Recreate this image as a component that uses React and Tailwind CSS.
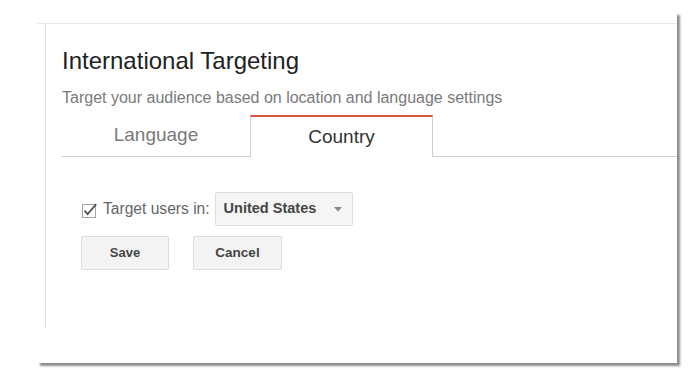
export default function App() {
  return (
    <div
      className="w-[692px] h-[382px] bg-white pt-[12px] pl-[37px] overflow-hidden"
      style={{ fontFamily: '"Liberation Sans", Arial, sans-serif' }}
    >
      {/* Sheet */}
      <div className="w-[640px] h-[351px] pt-[11px] bg-white shadow-[3px_3px_2px_rgba(0,0,0,0.45)]">
        <div className="border-t border-[#e8e8e8]">
          <div className="ml-[8px] h-[304px] border-l border-[#e2e2e2] pl-[16px] pt-[23px]">
            {/* Heading */}
            <h1 className="text-[24px] leading-[28px] text-[#222]">International Targeting</h1>
            <p className="mt-[13px] text-[16px] leading-[20px] text-[#7a7a7a]">
              Target your audience based on location and language settings
            </p>

            {/* Tabs */}
            <div className="mt-[7px] flex items-end">
              <div className="w-[188px] h-[42px] border-b border-[#cfcfcf] flex items-center justify-center pb-[1px] text-[19px] text-[#7a7a7a]">
                Language
              </div>
              <div className="w-[183px] h-[42px] border-t-2 border-l border-r border-t-[#d9553f] border-l-[#cfcfcf] border-r-[#cfcfcf] flex items-center justify-center text-[19px] text-[#333]">
                Country
              </div>
              <div className="flex-1 h-[42px] border-b border-[#cfcfcf]" />
            </div>

            {/* Country setting */}
            <div className="mt-[35px] ml-[20px] flex items-center h-[34px]">
              <svg width="16" height="17" viewBox="0 0 16 17" className="mt-[1px]">
                <rect x="0.5" y="3.5" width="13" height="13" fill="#fff" stroke="#a3a3a3" />
                <path d="M2.6 9.6 L5.6 13.2 L14.2 3.2" fill="none" stroke="#555" strokeWidth="1.8" />
              </svg>
              <span className="ml-[5px] text-[15.6px] text-[#666]">Target users in:</span>
              <div className="ml-[5px] w-[138px] h-[34px] border border-[#dedede] bg-[#f5f5f5] rounded-[2px] flex items-center justify-between pl-[8px] pr-[10px]">
                <span className="text-[14.5px] font-bold text-[#444]">United States</span>
                <svg width="8" height="5" viewBox="0 0 8 5">
                  <path d="M0 0 H8 L4 4.5 Z" fill="#888" />
                </svg>
              </div>
            </div>

            {/* Actions */}
            <div className="mt-[10px] ml-[19px] flex gap-[24px]">
              <button className="w-[88px] h-[34px] border border-[#dcdcdc] bg-[#f3f3f3] rounded-[2px] text-[13px] font-bold text-[#444]">
                Save
              </button>
              <button className="w-[89px] h-[34px] border border-[#dcdcdc] bg-[#f3f3f3] rounded-[2px] text-[13.5px] font-bold text-[#444]">
                Cancel
              </button>
            </div>
          </div>
        </div>
      </div>
    </div>
  );
}
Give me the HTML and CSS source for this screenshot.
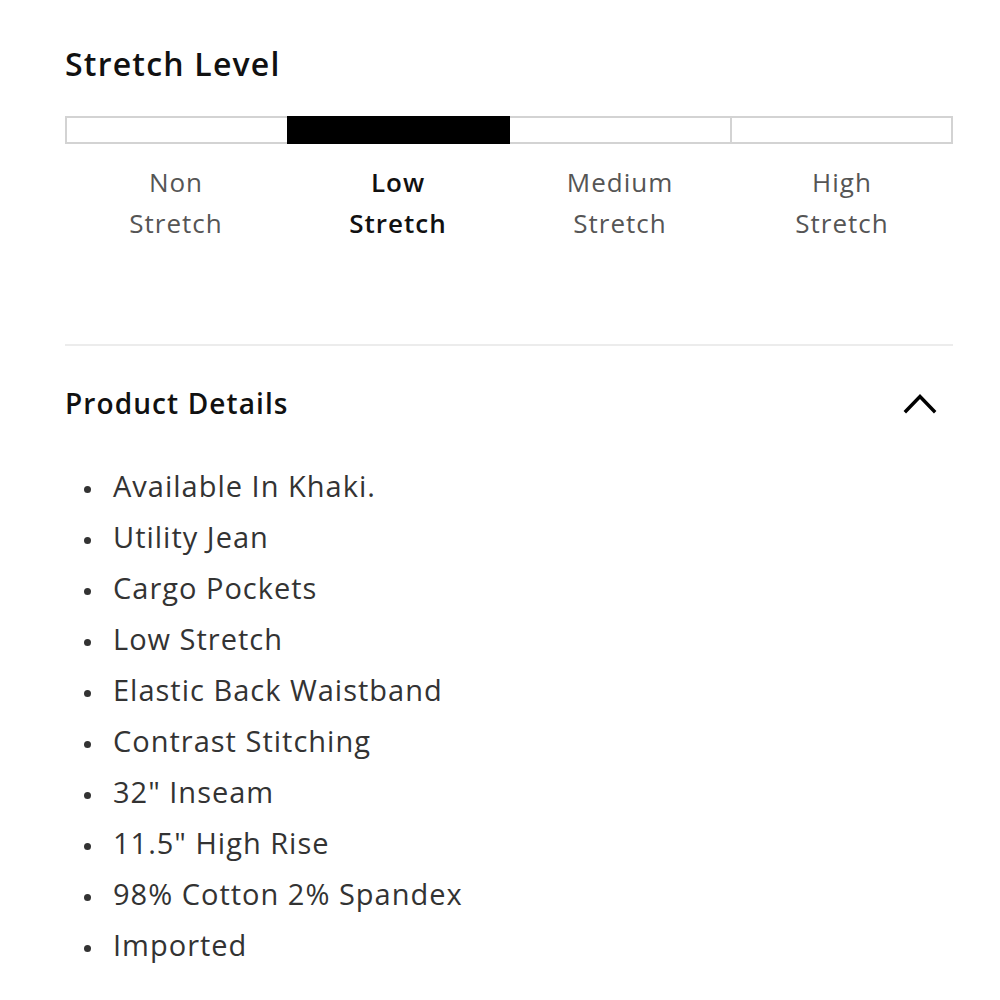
FILE: index.html
```html
<!DOCTYPE html>
<html lang="en">
<head>
<meta charset="utf-8">
<title>Stretch Level</title>
<link rel="stylesheet" href="styles.css">
</head>
<body>
<main class="page">
  <section class="stretch">
    <h2 class="title">Stretch Level</h2>
    <div class="bar">
      <span class="seg"></span>
      <span class="seg seg-active"></span>
      <span class="seg"></span>
      <span class="seg"></span>
    </div>
    <div class="labels">
      <span class="label">Non<br>Stretch</span>
      <span class="label label-active">Low<br>Stretch</span>
      <span class="label">Medium<br>Stretch</span>
      <span class="label">High<br>Stretch</span>
    </div>
  </section>
  <hr class="divider">
  <section class="details">
    <div class="details-head">
      <h2 class="details-title">Product Details</h2>
      <svg class="chevron" width="36" height="24" viewBox="0 0 36 24" aria-hidden="true">
        <polyline points="4,20 18,5.5 32,20" fill="none" stroke="#000" stroke-width="3.4" stroke-linecap="square"/>
      </svg>
    </div>
    <ul class="list">
      <li>Available In Khaki.</li>
      <li>Utility Jean</li>
      <li>Cargo Pockets</li>
      <li>Low Stretch</li>
      <li>Elastic Back Waistband</li>
      <li>Contrast Stitching</li>
      <li>32" Inseam</li>
      <li>11.5" High Rise</li>
      <li>98% Cotton 2% Spandex</li>
      <li>Imported</li>
    </ul>
  </section>
</main>
</body>
</html>
```

FILE: styles.css
```css
html, body {
  margin: 0;
  padding: 0;
  background: #fff;
}

body {
  font-family: "Open Sans", "Lato", sans-serif;
  color: #111;
}

.page {
  padding: 44px 47px 0 65px;
}

.title {
  margin: 0;
  font-size: 32px;
  line-height: 40px;
  font-weight: 600;
  letter-spacing: 1.2px;
  color: #111;
}

.bar {
  display: flex;
  height: 28px;
  margin-top: 32px;
}

.seg {
  flex: 1 1 0;
  box-sizing: border-box;
  border: 2px solid #d3d3d3;
  background: #fff;
}

.seg + .seg {
  margin-left: -2px;
}

.seg-active {
  background: #000;
  border-color: #000;
  position: relative;
  z-index: 1;
}

.labels {
  display: grid;
  grid-template-columns: repeat(4, 1fr);
  margin-top: 18px;
}

.label {
  text-align: center;
  font-size: 26px;
  line-height: 41px;
  letter-spacing: 1px;
  color: #555;
}

.label-active {
  color: #111;
  font-weight: 600;
}

.divider {
  margin: 100px 0 0;
  border: 0;
  height: 2px;
  background: #ececec;
}

.details-head {
  display: flex;
  justify-content: space-between;
  align-items: center;
  margin-top: 37px;
}

.details-title {
  margin: 0;
  font-size: 28px;
  line-height: 40px;
  font-weight: 600;
  letter-spacing: 1.1px;
  color: #111;
}

.chevron {
  margin-right: 15px;
  display: block;
}

.list {
  list-style: none;
  margin: 37px 0 0;
  padding: 0;
}

.list li {
  font-size: 29px;
  line-height: 51px;
  letter-spacing: 1px;
  color: #333;
  padding-left: 19px;
}

.list li::before {
  content: "";
  display: inline-block;
  width: 7px;
  height: 7px;
  border-radius: 50%;
  background: #333;
  margin-right: 22px;
  vertical-align: 4px;
}
```
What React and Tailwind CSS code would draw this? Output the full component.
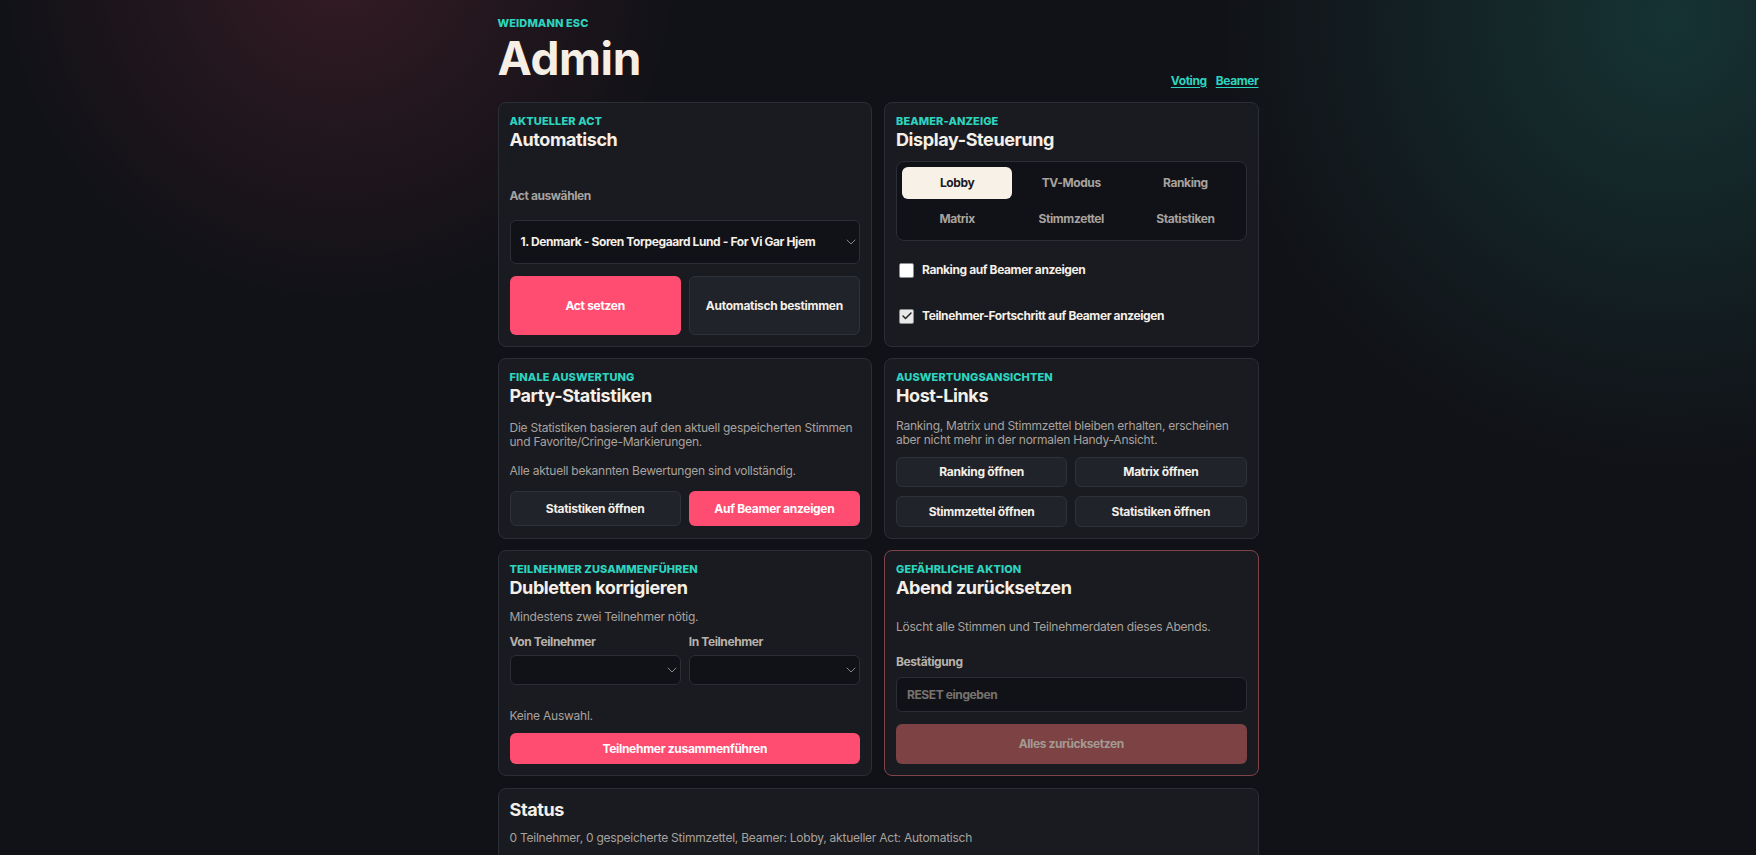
import { ChevronDown, Check } from 'lucide-react';
import clsx from 'clsx';

const Card = ({ children, danger, className }) => (
  <section
    className={clsx(
      'rounded-lg border bg-[#1a1b20] p-[11px]',
      danger ? 'border-[#80434a]' : 'border-[#2c2e36]',
      className
    )}
  >
    {children}
  </section>
);

const CardHead = ({ kicker, title }) => (
  <div>
    <p className="text-[11px] leading-[14px] font-extrabold uppercase tracking-[0.01em] text-[#2dd4bf]">{kicker}</p>
    <h2 className="text-lg leading-6 font-bold text-[#f4efe7]">{title}</h2>
  </div>
);

const Text = ({ children, className }) => (
  <p className={clsx('text-xs leading-[14px] tracking-[-0.02em] text-[#a8a29e]', className)}>{children}</p>
);

const Btn = ({ children, pink, className }) => (
  <button
    className={clsx(
      'flex items-center justify-center rounded-md text-xs font-bold tracking-[-0.025em]',
      pink ? 'bg-[#ff4d72] text-white' : 'border border-[#30323b] bg-[#21232b] text-[#f4efe7]',
      className
    )}
  >
    {children}
  </button>
);

const FakeSelect = ({ value, className }) => (
  <div
    className={clsx(
      'flex items-center rounded-md border border-[#2c2e36] bg-[#111217] pl-[10px]',
      className
    )}
  >
    <span className="text-xs font-bold text-[#f4efe7]">{value}</span>
    <ChevronDown className="ml-auto h-4 w-4 text-[#8a8580]" strokeWidth={1.5} />
  </div>
);

const Toggle = ({ label, checked }) => (
  <label className="flex h-[38px] items-center gap-2 pl-[3px]">
    <span
      className={clsx(
        'flex h-[15px] w-[15px] items-center justify-center rounded-[2px] border border-[#8d8d8d]',
        checked ? 'bg-[#e8e8e8]' : 'bg-white'
      )}
    >
      {checked && <Check className="h-3 w-3 text-[#222]" strokeWidth={3} />}
    </span>
    <span className="text-xs font-bold text-[#f4efe7]">{label}</span>
  </label>
);

const tabs = ['Lobby', 'TV-Modus', 'Ranking', 'Matrix', 'Stimmzettel', 'Statistiken'];

export default function App() {
  return (
    <div
      className="min-h-screen bg-[#111217] bg-[radial-gradient(circle_at_340px_-40px,rgba(255,77,114,0.15),transparent_340px),radial-gradient(circle_at_1670px_20px,rgba(45,212,191,0.17),transparent_450px)] pb-10 tracking-[-0.025em] text-[#f4efe7]"
      style={{ fontFamily: 'Inter, "Noto Sans", sans-serif' }}
    >
      <div className="mx-auto w-[761px]">
        {/* Header */}
        <header className="flex items-end justify-between pt-4 pb-[13px]">
          <div className="pb-[3px]">
            <p className="text-[11px] leading-[14px] font-extrabold uppercase tracking-[0.01em] text-[#2dd4bf]">Weidmann ESC</p>
            <h1 className="text-[46px] leading-[56px] font-bold text-[#f6efe6]">Admin</h1>
          </div>
          <nav className="flex gap-[9px] text-xs leading-4 font-bold text-[#2dd4bf]">
            <a className="underline underline-offset-2">Voting</a>
            <a className="underline underline-offset-2">Beamer</a>
          </nav>
        </header>

        <div className="grid grid-cols-2 gap-x-3 gap-y-[11px]">
          {/* Aktueller Act */}
          <Card>
            <CardHead kicker="Aktueller Act" title="Automatisch" />
            <p className="mt-9 text-xs leading-4 font-bold text-[#a8a29e]">Act auswählen</p>
            <FakeSelect className="mt-4 h-[44px]" value="1. Denmark - Soren Torpegaard Lund - For Vi Gar Hjem" />
            <div className="mt-3 grid grid-cols-2 gap-2">
              <Btn pink className="h-[59px]">Act setzen</Btn>
              <Btn className="h-[59px]">Automatisch bestimmen</Btn>
            </div>
          </Card>

          {/* Beamer */}
          <Card>
            <CardHead kicker="Beamer-Anzeige" title="Display-Steuerung" />
            <div className="mt-[9px] grid grid-cols-3 gap-1 rounded-lg border border-[#2c2e36] bg-[#111217] p-[5px]">
              {tabs.map((t, i) => (
                <div
                  key={t}
                  className={clsx(
                    'flex h-8 items-center justify-center rounded-md text-xs font-bold',
                    i === 0 ? 'bg-[#f7f1e8] text-[#1b1b1f]' : 'text-[#a8a29e]'
                  )}
                >
                  {t}
                </div>
              ))}
            </div>
            <div className="mt-[10px] flex flex-col gap-2">
              <Toggle label="Ranking auf Beamer anzeigen" />
              <Toggle label="Teilnehmer-Fortschritt auf Beamer anzeigen" checked />
            </div>
          </Card>

          {/* Party-Statistiken */}
          <Card>
            <CardHead kicker="Finale Auswertung" title="Party-Statistiken" />
            <Text className="mt-[13px]">
              Die Statistiken basieren auf den aktuell gespeicherten Stimmen und Favorite/Cringe-Markierungen.
            </Text>
            <Text className="mt-[15px]">Alle aktuell bekannten Bewertungen sind vollständig.</Text>
            <div className="mt-[13px] grid grid-cols-2 gap-2">
              <Btn className="h-[35px]">Statistiken öffnen</Btn>
              <Btn pink className="h-[35px]">Auf Beamer anzeigen</Btn>
            </div>
          </Card>

          {/* Host-Links */}
          <Card>
            <CardHead kicker="Auswertungsansichten" title="Host-Links" />
            <Text className="mt-[11px] pr-1">
              Ranking, Matrix und Stimmzettel bleiben erhalten, erscheinen aber nicht mehr in der normalen Handy-Ansicht.
            </Text>
            <div className="mt-[10px] grid grid-cols-2 gap-x-2 gap-y-[9px]">
              <Btn className="h-[30px]">Ranking öffnen</Btn>
              <Btn className="h-[30px]">Matrix öffnen</Btn>
              <Btn className="h-[31px]">Stimmzettel öffnen</Btn>
              <Btn className="h-[31px]">Statistiken öffnen</Btn>
            </div>
          </Card>

          {/* Dubletten */}
          <Card>
            <CardHead kicker="Teilnehmer zusammenführen" title="Dubletten korrigieren" />
            <Text className="mt-[10px]">Mindestens zwei Teilnehmer nötig.</Text>
            <div className="mt-[11px] grid grid-cols-2 gap-2">
              <div>
                <p className="text-xs leading-[14px] font-bold text-[#b8b2aa]">Von Teilnehmer</p>
                <FakeSelect className="mt-[6px] h-[30px]" value="" />
              </div>
              <div>
                <p className="text-xs leading-[14px] font-bold text-[#b8b2aa]">In Teilnehmer</p>
                <FakeSelect className="mt-[6px] h-[30px]" value="" />
              </div>
            </div>
            <Text className="mt-6">Keine Auswahl.</Text>
            <Btn pink className="mt-[10px] h-[31px] w-full">Teilnehmer zusammenführen</Btn>
          </Card>

          {/* Reset */}
          <Card danger>
            <CardHead kicker="Gefährliche Aktion" title="Abend zurücksetzen" />
            <Text className="mt-5">Löscht alle Stimmen und Teilnehmerdaten dieses Abends.</Text>
            <p className="mt-[21px] text-xs leading-[14px] font-bold text-[#b8b2aa]">Bestätigung</p>
            <div className="mt-2 flex h-[35px] items-center rounded-md border border-[#2c2e36] bg-[#111217] px-[10px]">
              <span className="text-xs font-bold text-[#77726d]">RESET eingeben</span>
            </div>
            <button className="mt-3 flex h-10 w-full items-center justify-center rounded-md bg-[#7d4243] text-xs font-bold text-[#a39a93]">
              Alles zurücksetzen
            </button>
          </Card>
        </div>

        {/* Status */}
        <Card className="mt-3 pt-[9px] pb-4">
          <h2 className="text-lg leading-6 font-bold text-[#f4efe7]">Status</h2>
          <Text className="mt-[9px]">
            0 Teilnehmer, 0 gespeicherte Stimmzettel, Beamer: Lobby, aktueller Act: Automatisch
          </Text>
        </Card>
      </div>
    </div>
  );
}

===

» Given problem
Scan the entries above and work out how many lines include the word "Tailwind"; the reply is that number alone.

» Full response
2